(Collection entries)

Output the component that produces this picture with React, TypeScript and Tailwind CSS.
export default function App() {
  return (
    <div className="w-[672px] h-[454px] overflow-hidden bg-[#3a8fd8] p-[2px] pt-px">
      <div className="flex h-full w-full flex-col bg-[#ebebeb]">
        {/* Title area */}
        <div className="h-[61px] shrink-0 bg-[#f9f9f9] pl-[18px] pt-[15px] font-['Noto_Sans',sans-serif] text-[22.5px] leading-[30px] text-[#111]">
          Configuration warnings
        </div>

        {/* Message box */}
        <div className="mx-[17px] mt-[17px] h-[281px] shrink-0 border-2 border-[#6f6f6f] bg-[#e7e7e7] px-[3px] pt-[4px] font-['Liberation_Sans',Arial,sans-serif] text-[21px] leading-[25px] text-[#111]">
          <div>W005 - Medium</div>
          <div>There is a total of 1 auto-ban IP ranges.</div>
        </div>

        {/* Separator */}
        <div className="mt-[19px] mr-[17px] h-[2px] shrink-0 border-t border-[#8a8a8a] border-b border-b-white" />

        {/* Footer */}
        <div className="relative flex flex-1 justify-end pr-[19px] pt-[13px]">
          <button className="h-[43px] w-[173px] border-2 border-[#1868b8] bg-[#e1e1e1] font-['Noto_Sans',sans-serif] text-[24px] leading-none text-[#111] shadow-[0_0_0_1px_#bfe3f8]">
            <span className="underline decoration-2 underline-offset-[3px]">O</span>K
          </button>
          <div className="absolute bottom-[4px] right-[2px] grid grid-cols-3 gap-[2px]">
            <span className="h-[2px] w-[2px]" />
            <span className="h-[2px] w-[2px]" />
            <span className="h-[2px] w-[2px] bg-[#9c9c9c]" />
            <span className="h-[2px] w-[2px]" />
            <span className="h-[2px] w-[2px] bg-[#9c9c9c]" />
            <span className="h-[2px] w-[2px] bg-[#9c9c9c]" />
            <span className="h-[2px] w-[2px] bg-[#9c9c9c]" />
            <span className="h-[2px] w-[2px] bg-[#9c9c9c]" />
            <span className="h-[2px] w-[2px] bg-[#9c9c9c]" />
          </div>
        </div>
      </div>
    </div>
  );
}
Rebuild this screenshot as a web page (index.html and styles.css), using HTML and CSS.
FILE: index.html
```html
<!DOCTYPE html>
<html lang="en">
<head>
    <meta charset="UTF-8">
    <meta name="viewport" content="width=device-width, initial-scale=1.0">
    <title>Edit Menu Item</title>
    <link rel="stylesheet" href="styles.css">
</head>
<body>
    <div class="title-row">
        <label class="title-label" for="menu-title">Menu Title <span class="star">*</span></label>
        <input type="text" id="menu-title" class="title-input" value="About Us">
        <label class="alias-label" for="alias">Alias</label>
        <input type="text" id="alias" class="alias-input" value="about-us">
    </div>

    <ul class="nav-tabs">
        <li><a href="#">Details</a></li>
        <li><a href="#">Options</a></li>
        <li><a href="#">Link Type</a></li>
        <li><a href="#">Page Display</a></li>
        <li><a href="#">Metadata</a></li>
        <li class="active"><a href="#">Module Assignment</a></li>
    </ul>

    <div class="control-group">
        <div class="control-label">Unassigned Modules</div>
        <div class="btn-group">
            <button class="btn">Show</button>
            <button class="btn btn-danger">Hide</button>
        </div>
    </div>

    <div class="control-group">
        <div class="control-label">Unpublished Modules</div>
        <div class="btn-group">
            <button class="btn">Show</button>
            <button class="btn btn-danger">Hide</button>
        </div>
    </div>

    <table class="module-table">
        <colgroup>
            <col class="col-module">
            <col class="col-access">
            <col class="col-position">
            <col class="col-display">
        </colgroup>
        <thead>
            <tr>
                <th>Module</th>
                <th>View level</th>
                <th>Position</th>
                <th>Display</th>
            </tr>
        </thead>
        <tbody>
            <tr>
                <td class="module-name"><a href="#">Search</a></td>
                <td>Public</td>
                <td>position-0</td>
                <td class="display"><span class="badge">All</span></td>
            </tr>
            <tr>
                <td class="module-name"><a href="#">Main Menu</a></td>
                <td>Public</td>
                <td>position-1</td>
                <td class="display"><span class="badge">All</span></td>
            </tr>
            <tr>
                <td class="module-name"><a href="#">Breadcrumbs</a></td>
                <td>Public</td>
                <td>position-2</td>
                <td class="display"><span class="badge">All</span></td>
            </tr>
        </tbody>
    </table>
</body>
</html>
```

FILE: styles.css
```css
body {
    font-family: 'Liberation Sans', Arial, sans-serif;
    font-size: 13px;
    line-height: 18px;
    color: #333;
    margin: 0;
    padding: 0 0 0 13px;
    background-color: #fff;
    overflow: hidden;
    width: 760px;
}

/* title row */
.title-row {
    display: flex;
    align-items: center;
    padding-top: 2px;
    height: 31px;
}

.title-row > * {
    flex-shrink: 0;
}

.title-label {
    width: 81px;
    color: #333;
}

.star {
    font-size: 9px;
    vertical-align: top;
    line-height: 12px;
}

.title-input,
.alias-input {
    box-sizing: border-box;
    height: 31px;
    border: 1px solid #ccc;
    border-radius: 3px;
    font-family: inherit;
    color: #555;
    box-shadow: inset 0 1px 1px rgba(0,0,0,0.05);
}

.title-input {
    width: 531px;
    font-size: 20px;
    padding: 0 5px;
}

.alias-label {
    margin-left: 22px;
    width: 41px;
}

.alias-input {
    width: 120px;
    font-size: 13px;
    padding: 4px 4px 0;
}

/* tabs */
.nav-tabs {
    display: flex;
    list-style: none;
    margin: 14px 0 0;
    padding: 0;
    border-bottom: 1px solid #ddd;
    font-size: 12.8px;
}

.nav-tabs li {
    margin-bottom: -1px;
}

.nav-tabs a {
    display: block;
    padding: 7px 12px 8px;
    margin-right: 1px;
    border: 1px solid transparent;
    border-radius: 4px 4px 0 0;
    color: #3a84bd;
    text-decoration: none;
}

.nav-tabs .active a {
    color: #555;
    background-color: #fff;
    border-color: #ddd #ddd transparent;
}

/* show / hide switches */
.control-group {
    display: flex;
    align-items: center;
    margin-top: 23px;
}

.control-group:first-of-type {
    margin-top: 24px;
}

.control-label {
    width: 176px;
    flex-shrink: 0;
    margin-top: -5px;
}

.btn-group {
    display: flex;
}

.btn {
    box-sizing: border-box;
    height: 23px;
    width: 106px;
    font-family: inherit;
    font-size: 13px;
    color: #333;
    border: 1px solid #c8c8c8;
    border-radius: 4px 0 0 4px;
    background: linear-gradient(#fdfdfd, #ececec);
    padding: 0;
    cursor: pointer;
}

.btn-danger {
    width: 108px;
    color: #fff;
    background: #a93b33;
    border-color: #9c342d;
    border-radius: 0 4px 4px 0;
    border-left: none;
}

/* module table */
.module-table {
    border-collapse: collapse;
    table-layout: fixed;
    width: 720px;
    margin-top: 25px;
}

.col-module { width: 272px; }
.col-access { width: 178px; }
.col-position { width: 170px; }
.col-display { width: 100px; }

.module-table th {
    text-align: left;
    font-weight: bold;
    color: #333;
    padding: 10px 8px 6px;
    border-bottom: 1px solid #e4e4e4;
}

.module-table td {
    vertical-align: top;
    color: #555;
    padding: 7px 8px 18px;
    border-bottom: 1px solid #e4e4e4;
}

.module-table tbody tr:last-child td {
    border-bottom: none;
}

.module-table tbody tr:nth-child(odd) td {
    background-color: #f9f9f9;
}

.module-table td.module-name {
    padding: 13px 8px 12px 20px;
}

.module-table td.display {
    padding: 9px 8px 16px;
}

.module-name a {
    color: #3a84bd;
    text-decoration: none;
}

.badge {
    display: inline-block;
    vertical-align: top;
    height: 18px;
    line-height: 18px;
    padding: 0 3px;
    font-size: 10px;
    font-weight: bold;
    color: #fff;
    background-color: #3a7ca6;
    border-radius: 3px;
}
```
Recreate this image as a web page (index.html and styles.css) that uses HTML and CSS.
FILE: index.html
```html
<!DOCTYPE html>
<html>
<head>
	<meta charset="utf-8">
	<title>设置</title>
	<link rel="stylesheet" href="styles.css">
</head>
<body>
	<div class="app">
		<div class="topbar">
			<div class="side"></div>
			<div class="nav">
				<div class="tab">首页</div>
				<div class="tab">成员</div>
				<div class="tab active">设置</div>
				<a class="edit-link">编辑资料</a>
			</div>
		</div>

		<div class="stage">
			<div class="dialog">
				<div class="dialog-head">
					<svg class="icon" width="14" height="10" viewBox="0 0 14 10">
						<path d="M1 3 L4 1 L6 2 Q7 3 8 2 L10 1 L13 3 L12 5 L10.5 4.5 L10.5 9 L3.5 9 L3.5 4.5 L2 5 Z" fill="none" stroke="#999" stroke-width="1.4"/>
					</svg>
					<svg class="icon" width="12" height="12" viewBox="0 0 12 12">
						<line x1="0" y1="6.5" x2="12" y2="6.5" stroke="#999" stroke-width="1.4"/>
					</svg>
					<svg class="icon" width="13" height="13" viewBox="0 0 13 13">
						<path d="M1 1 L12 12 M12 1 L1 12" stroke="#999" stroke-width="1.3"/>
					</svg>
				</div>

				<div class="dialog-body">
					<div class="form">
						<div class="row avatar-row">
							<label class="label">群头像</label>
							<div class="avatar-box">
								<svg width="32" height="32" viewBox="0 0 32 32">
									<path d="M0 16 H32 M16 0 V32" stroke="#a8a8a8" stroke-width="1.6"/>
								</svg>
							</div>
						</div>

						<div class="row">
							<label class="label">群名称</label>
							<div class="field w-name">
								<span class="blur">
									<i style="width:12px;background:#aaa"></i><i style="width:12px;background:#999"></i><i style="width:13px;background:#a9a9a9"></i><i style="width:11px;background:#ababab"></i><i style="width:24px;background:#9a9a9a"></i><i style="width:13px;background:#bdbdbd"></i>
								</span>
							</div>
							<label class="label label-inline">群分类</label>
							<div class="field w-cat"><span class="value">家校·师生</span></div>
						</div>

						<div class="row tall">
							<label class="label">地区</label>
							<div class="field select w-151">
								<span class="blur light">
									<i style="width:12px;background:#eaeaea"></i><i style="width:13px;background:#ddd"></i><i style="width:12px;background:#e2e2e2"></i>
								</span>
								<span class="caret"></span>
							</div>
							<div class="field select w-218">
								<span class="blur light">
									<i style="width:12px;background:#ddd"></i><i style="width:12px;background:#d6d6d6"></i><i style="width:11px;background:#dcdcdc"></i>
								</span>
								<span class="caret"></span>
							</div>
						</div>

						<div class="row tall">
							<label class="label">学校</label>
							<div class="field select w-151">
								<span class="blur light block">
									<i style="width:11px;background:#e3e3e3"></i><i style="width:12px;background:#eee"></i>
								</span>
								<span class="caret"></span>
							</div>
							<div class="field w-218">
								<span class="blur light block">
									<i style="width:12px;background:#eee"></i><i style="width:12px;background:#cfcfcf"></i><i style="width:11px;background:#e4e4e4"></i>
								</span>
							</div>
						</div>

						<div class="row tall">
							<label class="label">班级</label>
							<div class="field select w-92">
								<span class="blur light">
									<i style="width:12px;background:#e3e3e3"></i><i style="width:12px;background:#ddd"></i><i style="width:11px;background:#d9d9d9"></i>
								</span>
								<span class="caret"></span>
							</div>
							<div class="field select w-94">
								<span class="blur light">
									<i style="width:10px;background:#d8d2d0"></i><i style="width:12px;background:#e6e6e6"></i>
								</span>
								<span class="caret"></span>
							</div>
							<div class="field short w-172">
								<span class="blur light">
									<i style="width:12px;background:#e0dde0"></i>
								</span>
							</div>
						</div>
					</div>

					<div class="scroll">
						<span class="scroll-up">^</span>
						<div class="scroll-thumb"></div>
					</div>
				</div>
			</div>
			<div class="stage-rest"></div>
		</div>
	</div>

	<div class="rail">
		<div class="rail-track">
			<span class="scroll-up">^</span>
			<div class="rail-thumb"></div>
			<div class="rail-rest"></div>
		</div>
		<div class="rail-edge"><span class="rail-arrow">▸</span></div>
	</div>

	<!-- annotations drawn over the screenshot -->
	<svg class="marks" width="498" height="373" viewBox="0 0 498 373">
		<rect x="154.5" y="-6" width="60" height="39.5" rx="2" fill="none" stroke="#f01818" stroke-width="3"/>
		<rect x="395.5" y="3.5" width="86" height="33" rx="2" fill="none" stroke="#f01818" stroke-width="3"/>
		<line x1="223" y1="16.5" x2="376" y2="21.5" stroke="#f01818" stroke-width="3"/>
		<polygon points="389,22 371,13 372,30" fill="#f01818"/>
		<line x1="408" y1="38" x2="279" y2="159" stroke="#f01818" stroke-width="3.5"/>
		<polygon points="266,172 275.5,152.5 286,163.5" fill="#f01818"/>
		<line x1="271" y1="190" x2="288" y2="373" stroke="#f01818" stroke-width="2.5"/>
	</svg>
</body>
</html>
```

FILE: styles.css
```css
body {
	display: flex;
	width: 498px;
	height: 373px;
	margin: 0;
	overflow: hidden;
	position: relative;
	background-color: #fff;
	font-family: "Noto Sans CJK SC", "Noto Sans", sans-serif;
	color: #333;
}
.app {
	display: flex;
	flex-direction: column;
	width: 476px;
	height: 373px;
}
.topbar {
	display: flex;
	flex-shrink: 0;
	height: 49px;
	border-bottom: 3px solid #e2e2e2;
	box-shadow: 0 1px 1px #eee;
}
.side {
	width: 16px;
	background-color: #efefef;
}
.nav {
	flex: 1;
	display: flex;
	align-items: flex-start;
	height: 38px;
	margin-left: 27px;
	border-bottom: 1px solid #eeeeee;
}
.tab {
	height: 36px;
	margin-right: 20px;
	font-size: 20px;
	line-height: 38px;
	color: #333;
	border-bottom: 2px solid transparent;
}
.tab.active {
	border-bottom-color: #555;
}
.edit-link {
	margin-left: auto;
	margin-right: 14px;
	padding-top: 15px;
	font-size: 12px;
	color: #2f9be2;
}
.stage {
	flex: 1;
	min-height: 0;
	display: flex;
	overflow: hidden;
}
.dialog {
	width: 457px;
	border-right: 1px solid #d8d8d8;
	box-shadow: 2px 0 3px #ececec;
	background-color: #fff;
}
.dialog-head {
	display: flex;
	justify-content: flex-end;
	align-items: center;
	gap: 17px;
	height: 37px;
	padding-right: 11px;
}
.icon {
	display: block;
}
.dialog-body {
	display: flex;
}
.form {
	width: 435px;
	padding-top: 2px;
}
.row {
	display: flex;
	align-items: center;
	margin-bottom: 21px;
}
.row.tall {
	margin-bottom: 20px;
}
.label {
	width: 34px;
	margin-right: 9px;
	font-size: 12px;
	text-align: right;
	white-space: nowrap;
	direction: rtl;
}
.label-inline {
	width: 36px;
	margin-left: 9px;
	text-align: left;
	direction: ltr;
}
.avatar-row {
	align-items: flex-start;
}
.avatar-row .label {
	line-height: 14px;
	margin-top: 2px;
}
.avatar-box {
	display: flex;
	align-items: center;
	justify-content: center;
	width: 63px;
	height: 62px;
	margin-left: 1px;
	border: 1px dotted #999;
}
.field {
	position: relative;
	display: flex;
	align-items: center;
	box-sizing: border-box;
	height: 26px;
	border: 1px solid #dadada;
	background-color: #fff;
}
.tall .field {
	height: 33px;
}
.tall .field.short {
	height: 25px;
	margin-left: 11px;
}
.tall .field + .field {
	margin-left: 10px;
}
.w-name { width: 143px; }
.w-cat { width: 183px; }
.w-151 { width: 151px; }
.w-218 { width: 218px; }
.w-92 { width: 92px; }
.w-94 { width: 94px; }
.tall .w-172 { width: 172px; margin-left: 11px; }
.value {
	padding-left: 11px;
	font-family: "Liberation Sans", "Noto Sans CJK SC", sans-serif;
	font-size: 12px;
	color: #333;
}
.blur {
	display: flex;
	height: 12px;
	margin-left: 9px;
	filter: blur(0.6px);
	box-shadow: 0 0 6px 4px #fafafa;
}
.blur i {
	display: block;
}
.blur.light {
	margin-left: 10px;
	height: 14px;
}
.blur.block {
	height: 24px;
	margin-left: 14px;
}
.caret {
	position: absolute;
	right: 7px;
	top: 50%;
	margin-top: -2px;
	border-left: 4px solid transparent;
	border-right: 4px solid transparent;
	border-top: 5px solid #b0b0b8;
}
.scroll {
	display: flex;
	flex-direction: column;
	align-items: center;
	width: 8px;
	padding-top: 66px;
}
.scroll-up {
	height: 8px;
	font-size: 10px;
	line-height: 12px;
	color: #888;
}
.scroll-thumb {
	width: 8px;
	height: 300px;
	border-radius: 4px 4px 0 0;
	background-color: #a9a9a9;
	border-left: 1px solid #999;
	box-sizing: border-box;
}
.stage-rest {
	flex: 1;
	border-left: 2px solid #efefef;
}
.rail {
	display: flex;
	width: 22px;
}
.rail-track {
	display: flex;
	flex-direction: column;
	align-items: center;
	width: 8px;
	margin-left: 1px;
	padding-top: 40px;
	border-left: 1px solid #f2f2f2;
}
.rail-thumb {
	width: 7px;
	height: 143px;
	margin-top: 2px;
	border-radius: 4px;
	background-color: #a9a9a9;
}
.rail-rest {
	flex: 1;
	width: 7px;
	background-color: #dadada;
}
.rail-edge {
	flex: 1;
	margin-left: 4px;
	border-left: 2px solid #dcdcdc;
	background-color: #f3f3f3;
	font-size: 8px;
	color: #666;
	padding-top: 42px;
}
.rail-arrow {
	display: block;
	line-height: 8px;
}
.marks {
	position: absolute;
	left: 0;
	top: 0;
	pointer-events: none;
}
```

● **Job**: Your answer should be a single number: the count of lines that contain "styles".

● **The output**: 6